Making latte art can be confusing when it’s your first time doing it but watching this video helps in making things clearer.
This table summarizes the dos and don’ts in making latte art.
|Milk texture should look like melted ice cream||The bubbly texture of the milk|
|Use whole milk||Use skim or light milk|
|Evening out the crema||Not setting up the crema|
|Start pouring straight away||Wait too long to start pouring|
|Pour at a steady speed||Pour too fast or too slow|
|Hold the jug straight||Hold the jug at a wacky angle|
Can I make latte art using regular milk?
The answer is a resounding NO!
According to baristas, there are 2 key ingredients for producing a great cup of a latte: a fresh espresso shot having a good amount of crema and adequately textured steamed milk.
The reason why you can’t simply add regular milk to your coffee to make a latte has something to do with both science and physics.
To make the microfoam that appears at the top of your cup, baristas add steam to milk and then rapidly heat it. This scientific process, known as denaturing, modifies the physical properties of milk.
When milk is heated, the sugars and fat in it break down into simpler, smaller sugar particles, making the milk sweeter.
After making your textured steamed milk, go right ahead and pour it into your cup of espresso, which requires a little physics. Baristas pour the steamed milk in a way that allows the milk to flow first, followed by the foam which they use to create their desired design.
To sum it all up
Every coffee lover has had the pleasure of being offered a cup of coffee topped with amazing latte art design, especially in the morning when it helps lift your mood to start the day.
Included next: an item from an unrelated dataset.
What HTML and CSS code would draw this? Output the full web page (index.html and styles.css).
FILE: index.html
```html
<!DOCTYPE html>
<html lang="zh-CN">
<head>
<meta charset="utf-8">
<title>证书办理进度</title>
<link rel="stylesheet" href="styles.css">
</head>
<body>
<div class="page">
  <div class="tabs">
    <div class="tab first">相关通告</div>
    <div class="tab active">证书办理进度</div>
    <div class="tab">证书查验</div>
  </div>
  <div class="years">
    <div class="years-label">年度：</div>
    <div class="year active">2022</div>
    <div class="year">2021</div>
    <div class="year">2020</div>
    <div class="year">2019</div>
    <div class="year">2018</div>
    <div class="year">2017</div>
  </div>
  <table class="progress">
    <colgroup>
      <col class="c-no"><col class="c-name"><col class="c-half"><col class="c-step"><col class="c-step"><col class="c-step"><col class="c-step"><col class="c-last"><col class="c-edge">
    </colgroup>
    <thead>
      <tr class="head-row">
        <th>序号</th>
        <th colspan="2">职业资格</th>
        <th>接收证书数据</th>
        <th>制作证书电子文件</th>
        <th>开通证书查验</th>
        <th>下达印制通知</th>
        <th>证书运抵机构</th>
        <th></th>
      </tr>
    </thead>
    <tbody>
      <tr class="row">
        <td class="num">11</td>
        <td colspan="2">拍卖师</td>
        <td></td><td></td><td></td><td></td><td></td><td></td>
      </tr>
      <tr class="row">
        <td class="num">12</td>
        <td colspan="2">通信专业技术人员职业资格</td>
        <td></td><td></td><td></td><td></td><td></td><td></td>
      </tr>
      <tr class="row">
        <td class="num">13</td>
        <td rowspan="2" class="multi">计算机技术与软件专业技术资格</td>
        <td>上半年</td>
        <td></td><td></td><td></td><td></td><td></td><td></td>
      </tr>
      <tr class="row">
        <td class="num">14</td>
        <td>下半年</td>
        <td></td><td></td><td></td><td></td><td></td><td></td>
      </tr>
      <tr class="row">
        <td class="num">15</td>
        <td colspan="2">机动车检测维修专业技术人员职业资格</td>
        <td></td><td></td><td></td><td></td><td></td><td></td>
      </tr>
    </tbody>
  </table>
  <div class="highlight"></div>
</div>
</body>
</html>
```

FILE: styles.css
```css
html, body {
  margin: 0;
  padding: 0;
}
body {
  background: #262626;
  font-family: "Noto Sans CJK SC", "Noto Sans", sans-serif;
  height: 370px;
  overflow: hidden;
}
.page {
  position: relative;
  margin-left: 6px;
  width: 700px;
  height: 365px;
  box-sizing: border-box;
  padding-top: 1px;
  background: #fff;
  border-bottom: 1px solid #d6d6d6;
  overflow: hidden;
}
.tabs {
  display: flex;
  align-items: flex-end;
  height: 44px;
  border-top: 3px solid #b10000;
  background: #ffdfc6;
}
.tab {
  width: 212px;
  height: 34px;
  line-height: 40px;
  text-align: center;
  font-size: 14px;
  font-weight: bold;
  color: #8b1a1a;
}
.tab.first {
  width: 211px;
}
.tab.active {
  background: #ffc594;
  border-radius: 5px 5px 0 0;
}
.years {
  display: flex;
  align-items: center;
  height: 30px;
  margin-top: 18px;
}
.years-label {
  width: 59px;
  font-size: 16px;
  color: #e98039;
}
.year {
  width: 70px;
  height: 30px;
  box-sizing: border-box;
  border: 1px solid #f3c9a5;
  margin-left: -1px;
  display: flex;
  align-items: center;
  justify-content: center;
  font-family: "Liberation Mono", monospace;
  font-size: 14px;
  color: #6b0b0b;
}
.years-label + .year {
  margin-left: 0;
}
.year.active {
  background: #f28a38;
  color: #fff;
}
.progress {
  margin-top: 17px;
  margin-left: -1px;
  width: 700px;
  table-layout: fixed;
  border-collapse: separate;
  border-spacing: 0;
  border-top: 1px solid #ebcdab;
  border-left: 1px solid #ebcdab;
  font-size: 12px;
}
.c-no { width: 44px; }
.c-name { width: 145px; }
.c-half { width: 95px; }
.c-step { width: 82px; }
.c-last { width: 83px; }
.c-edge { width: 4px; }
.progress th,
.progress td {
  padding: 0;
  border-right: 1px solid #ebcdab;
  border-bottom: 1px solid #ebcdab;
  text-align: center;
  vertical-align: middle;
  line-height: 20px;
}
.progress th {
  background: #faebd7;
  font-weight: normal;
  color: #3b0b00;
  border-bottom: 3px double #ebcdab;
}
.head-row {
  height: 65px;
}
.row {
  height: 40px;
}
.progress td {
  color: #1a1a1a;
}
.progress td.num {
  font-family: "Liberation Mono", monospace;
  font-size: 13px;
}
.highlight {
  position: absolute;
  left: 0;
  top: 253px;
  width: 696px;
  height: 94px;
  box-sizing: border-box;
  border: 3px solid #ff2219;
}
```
A lot of people believe that latte art is impossible to make at home since it appears so spectacular and complicated. However, the procedure is not as difficult as it appears.
By following the simplified tips I mentioned in this article, you can surely learn latte art and who knows, you can soon rival your favorite barista with continuous practice.
So, let your creativity go wild and display your artistic abilities on top of your cup with latte art. I’m sure you’ll love coffee even more now that you’re also having fun making it.